TASK OBJECTIVE
The line containing "MdImage, MdSignalCellular4Bar, MdVibration" marks the end: extract everything from the first line of the data through that line, exactly, with no pictures.
____
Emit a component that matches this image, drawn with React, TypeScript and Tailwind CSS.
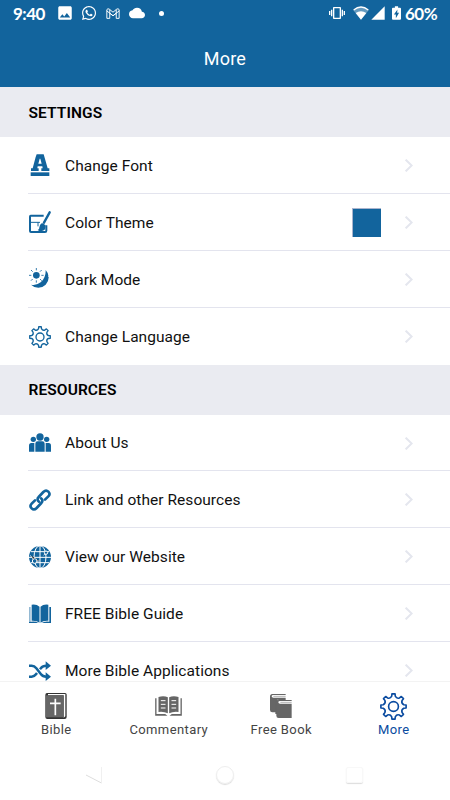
import React from "react";
import { FaWhatsapp } from "react-icons/fa";
import { MdCloud, MdImage, MdSignalCellular4Bar, MdVibration } from "react-icons/md";

// outline of an eight tooth gear, drawn in a 66 x 66 box
function gearPath() {
  const at = (r: number, deg: number) => {
    const a = ((deg - 90) * Math.PI) / 180;
    return `${(33 + r * Math.cos(a)).toFixed(1)} ${(33 + r * Math.sin(a)).toFixed(1)}`;
  };
  let d = `M${at(31, -7)}`;
  for (let i = 0; i < 8; i++) {
    const t = i * 45;
    d += `L${at(31, t + 7)}L${at(25.5, t + 10)}Q${at(20, t + 22.5)} ${at(25.5, t + 35)}L${at(31, t + 38)}`;
  }
  return d + "Z";
}

function GearIcon({ className = "w-[22px] h-[22px]" }) {
  return (
    <svg viewBox="0 0 66 66" className={className} fill="none" stroke="currentColor" strokeWidth="4" strokeLinejoin="round">
      <path d={gearPath()} />
      <circle cx="33" cy="33" r="12" />
    </svg>
  );
}

function FontIcon() {
  return (
    <svg viewBox="0 0 66 66" className="w-[22px] h-[22px]" fill="currentColor">
      <path fillRule="evenodd" d="M23 1H44L56 43H61V51H37V43H41L40 37H26L25 43H29V51H6V43H11L20 9ZM32 14L28 29H38L34 14Z" />
      <path d="M5 55H61V66H5Z" />
    </svg>
  );
}

function ThemeIcon() {
  return (
    <svg viewBox="0 0 66 66" className="w-[22px] h-[22px]" fill="none" stroke="currentColor">
      <path strokeWidth="6" strokeLinejoin="round" d="M44 14H5Q3 14 3 17V60Q3 63 6 63H48Q52 63 52 59V43" />
      <path strokeWidth="3" d="M3 34H33M27 34V46" />
      <path strokeWidth="7" strokeLinecap="round" d="M62 4L45 35" />
      <path fill="currentColor" stroke="none" d="M39 36L49 42Q52 58 39 60Q32 62 26 57Q32 56 31 49Q32 40 39 36Z" />
    </svg>
  );
}

function DarkIcon() {
  return (
    <svg viewBox="0 0 66 66" className="w-[22px] h-[22px]" fill="currentColor">
      <path d="M50 6A31 31 0 1 1 6 50Q21 54 35 43Q51 29 50 6Z" />
      <circle cx="22" cy="22" r="10" />
      <path fill="none" stroke="currentColor" strokeWidth="2.5" d="M22 0V7M22 37V44M0 22H7M37 22H44M6 6L11 11M33 33L38 38M6 38L11 33M33 11L38 6" />
      <path fill="none" stroke="white" strokeWidth="2" d="M57 25H66M59 41L55 49" />
    </svg>
  );
}

function PeopleIcon() {
  return (
    <svg viewBox="0 0 66 66" className="w-[22px] h-[22px]" fill="currentColor">
      <circle cx="33" cy="15" r="11" />
      <circle cx="13" cy="22" r="8" />
      <circle cx="53" cy="22" r="8" />
      <path d="M19 59V35Q19 28 26 28H40Q47 28 47 35V59Z" />
      <path d="M0 59V41Q0 33 7 33H16V59ZM66 59V41Q66 33 59 33H50V59Z" />
    </svg>
  );
}

function LinkIcon() {
  return (
    <svg viewBox="0 0 66 66" className="w-[22px] h-[22px]" fill="none" stroke="currentColor" strokeWidth="8" strokeLinecap="round">
      <path d="M30 38Q22 31 29 24L43 9Q51 1 58 8Q65 15 58 22L48 32" />
      <path d="M36 28Q44 35 37 42L23 57Q15 65 8 58Q1 51 8 44L18 34" />
    </svg>
  );
}

function GlobeIcon() {
  return (
    <svg viewBox="0 0 66 66" className="w-[22px] h-[22px]">
      <circle cx="33" cy="33" r="33" fill="currentColor" />
      <g fill="none" stroke="white" strokeWidth="3">
        <path d="M33 0V66M0 34H66M6 17H60M6 50H60" />
        <ellipse cx="33" cy="33" rx="18" ry="34" />
      </g>
      <path stroke="white" strokeWidth="2.5" d="M4 28L17 45L31 45M44 28L51 20" />
      <g fill="currentColor" stroke="white" strokeWidth="3">
        <circle cx="17" cy="45" r="7" />
        <circle cx="51" cy="20" r="5" />
      </g>
    </svg>
  );
}

function GuideIcon() {
  return (
    <svg viewBox="0 0 66 66" className="w-[22px] h-[22px]" fill="currentColor">
      <path d="M8 5Q23 3 31.5 11V59Q23 52 8 53ZM58 5Q43 3 34.5 11V59Q43 52 58 53Z" />
      <path opacity=".45" d="M0 12H5V58H0Z" />
      <path d="M61 12H66V60H38Q46 54 61 56ZM0 57Q19 53 28 60H0Z" />
    </svg>
  );
}

function ShuffleIcon() {
  return (
    <svg viewBox="0 0 66 66" className="w-[22px] h-[22px]" fill="none" stroke="currentColor" strokeWidth="7.5">
      <path d="M0 17H8Q16 17 22 25L36 43Q41 50 52 50" />
      <path d="M0 50H8Q16 50 21 43L24 39M33 28L36 24Q41 17 52 17" />
      <path fill="currentColor" stroke="none" d="M50 4L66 17L50 30ZM50 37L66 50L50 63Z" />
    </svg>
  );
}

function BibleIcon() {
  return (
    <svg viewBox="0 0 66 78" className="w-[22px] h-[26px]">
      <path fill="#333" d="M6 0H60Q65 0 65 5V72Q65 78 59 78H7Q1 78 1 72V6Q1 0 6 0Z" />
      <path fill="#fff" d="M9 3H61V70L56 74V7H9Z" />
      <path fill="#666" d="M3 7H56V73H3Z" />
      <path stroke="#fff" strokeWidth="5" d="M31 17V67M15 31H47" />
    </svg>
  );
}

function CommentaryIcon() {
  return (
    <svg viewBox="0 0 80 60" className="w-[27px] h-5" fill="#666">
      <path d="M10 3Q26-2 38 4V52Q26 46 10 48ZM70 3Q54-2 42 4V52Q54 46 70 48Z" />
      <path d="M0 7H4V54H30L37 59H0ZM80 7H76V54H50L43 59H80Z" />
      <path stroke="#fff" strokeWidth="3" d="M17 14H31M17 25H31M17 36H31M49 14H63M49 25H63M49 36H63" />
    </svg>
  );
}

function BooksIcon() {
  return (
    <svg viewBox="0 0 66 72" className="w-[22px] h-6" fill="#666">
      <path d="M7 0H47V3H10Q5 3 5 7T10 11H47V15H27Q20 15 18 22H22V55H7Q0 55 0 48V8Q0 0 7 0Z" />
      <path stroke="#666" strokeWidth="1.5" d="M10 7H47M31 25H65" />
      <path d="M27 15H47V19H27Q21 19 21 26V60H16V20Q18 15 27 15Z" />
      <path d="M27 18H65V21H30Q25 21 25 25T30 29H65V72H26Q19 72 19 65V25Q19 18 27 18Z" />
    </svg>
  );
}

function StatusBar() {
  return (
    <div className="relative h-7 text-white font-['Lato',sans-serif] font-bold">
      <span className="absolute left-[13px] top-[3px] text-[17px] leading-[22px] tracking-[-0.5px]">9:40</span>
      <MdImage className="absolute left-[56px] top-[4px] w-[18px] h-[18px]" />
      <FaWhatsapp className="absolute left-[81px] top-[5px] w-4 h-4" />
      <svg viewBox="0 0 42 34" className="absolute left-[106px] top-[8px] w-[14px] h-[11px]" fill="none" stroke="currentColor" strokeWidth="3" strokeLinejoin="round">
        <path d="M2 32V5Q5 0 10 4L21 13L32 4Q37 0 40 5V32H31V16L21 24L11 16V32ZM2 9L21 24L40 9M11 5V16M31 5V16" />
      </svg>
      <MdCloud className="absolute left-[129px] top-[5px] w-4 h-4" />
      <span className="absolute left-[159px] top-[11px] w-[5px] h-[5px] rounded-full bg-white" />
      <MdVibration className="absolute left-[329px] top-[5px] w-4 h-4" />
      <svg viewBox="0 0 48 40" className="absolute left-[353px] top-[6px] w-4 h-[14px]">
        <path fill="currentColor" fillOpacity=".35" d="M1 12Q24-10 47 12L24 40Z" />
        <path fill="currentColor" d="M8 20Q24 10 40 20L24 40Z" />
        <path fill="none" stroke="currentColor" strokeWidth="4" d="M2 11Q24-7 46 11" />
      </svg>
      <MdSignalCellular4Bar className="absolute left-[370px] top-[5px] w-4 h-4" />
      <svg viewBox="0 0 28 42" className="absolute left-[392px] top-[6px] w-[9px] h-[14px]">
        <path fill="currentColor" d="M9 0H19V5H25Q28 5 28 8V39Q28 42 25 42H3Q0 42 0 39V8Q0 5 3 5H9Z" />
        <path fill="#12649d" d="M17 10L6 26H12V37L22 20H16Z" />
      </svg>
      <span className="absolute left-[405px] top-[3px] text-[17px] leading-[22px] tracking-[-0.5px]">60%</span>
    </div>
  );
}

function Heading({ children }: { children: React.ReactNode }) {
  return (
    <h2 className="h-[50px] shrink-0 bg-[#eaebf1] pl-[28.5px] pt-[3px] flex items-center text-[15.5px] font-semibold tracking-[0.1px] text-black">
      {children}
    </h2>
  );
}

function Row({ icon, label, swatch, last }: { icon: React.ReactNode; label: string; swatch?: boolean; last?: boolean }) {
  return (
    <div className={`ml-[28px] h-[56.9px] shrink-0 pt-px flex items-center ${last ? "" : "border-b border-[#e3e4ee]"}`}>
      <span className="w-[22px] ml-[0.5px] mr-[14.5px] text-[#12649d] flex justify-center">{icon}</span>
      <span className="flex-1 pt-[2px] text-[15.5px] tracking-[0.05px] text-[#111]">{label}</span>
      {swatch && <span className="w-[29px] h-[29px] mr-[24px] bg-[#12649d] border-t border-l border-t-[#a9b4ce] border-l-[#a9b4ce]" />}
      <svg viewBox="0 0 24 39" className="w-2 h-[13px] mr-[37px]" fill="none" stroke="#e4e6ee" strokeWidth="6">
        <path d="M2 2L20 19.5L2 37" />
      </svg>
    </div>
  );
}

function Tab({ icon, label, active }: { icon: React.ReactNode; label: string; active?: boolean }) {
  return (
    <div className={`flex-1 flex flex-col items-center ${active ? "text-[#0a4ba0]" : "text-[#444]"}`}>
      <span className="h-[28px] flex items-center">{icon}</span>
      <span className="text-[13px] leading-5 tracking-[0.4px] whitespace-nowrap">{label}</span>
    </div>
  );
}

export default function App() {
  return (
    <div className="w-[450px] h-[800px] overflow-hidden flex flex-col bg-white font-['Roboto',sans-serif]">
      <header className="h-[87px] shrink-0 bg-[#12649d]">
        <StatusBar />
        <h1 className="h-[59px] flex items-center justify-center pt-[2px] text-[18px] tracking-[0.2px] text-white">More</h1>
      </header>

      <main className="h-[594px] shrink-0 overflow-hidden flex flex-col">
        <Heading>SETTINGS</Heading>
        <Row icon={<FontIcon />} label="Change Font" />
        <Row icon={<ThemeIcon />} label="Color Theme" swatch />
        <Row icon={<DarkIcon />} label="Dark Mode" />
        <Row icon={<GearIcon />} label="Change Language" last />
        <Heading>RESOURCES</Heading>
        <Row icon={<PeopleIcon />} label="About Us" />
        <Row icon={<LinkIcon />} label="Link and other Resources" />
        <Row icon={<GlobeIcon />} label="View our Website" />
        <Row icon={<GuideIcon />} label="FREE Bible Guide" />
        <Row icon={<ShuffleIcon />} label="More Bible Applications" />
      </main>

      <nav className="h-[69px] shrink-0 border-t border-[#f3f3f3] pt-[10px] flex">
        <Tab icon={<BibleIcon />} label="Bible" />
        <Tab icon={<CommentaryIcon />} label="Commentary" />
        <Tab icon={<BooksIcon />} label="Free Book" />
        <Tab icon={<GearIcon className="w-[27px] h-[27px]" />} label="More" active />
      </nav>

      <div className="flex-1 flex justify-between items-center pl-[86px] pr-[87px]">
        <svg viewBox="0 0 16 18" className="w-4 h-[18px]" fill="none" stroke="#ddd">
          <path d="M0 9L15.500 17" />
          <path d="M15.500 1V17" stroke="#f0f0f0" />
        </svg>
        <span className="w-[18px] h-[18px] ml-px rounded-full border border-[#eee] shadow-[0_1px_1px_#ddd]" />
        <span className="w-[17px] h-4 rounded-[2px] border border-[#f8f8f8] shadow-[0_1px_1px_#ddd]" />
      </div>
    </div>
  );
}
____
SOLUTION TO THE PROBLEM
Emit a component that matches this image, drawn with React, TypeScript and Tailwind CSS.
import React from "react";
import { FaWhatsapp } from "react-icons/fa";
import { MdCloud, MdImage, MdSignalCellular4Bar, MdVibration } from "react-icons/md";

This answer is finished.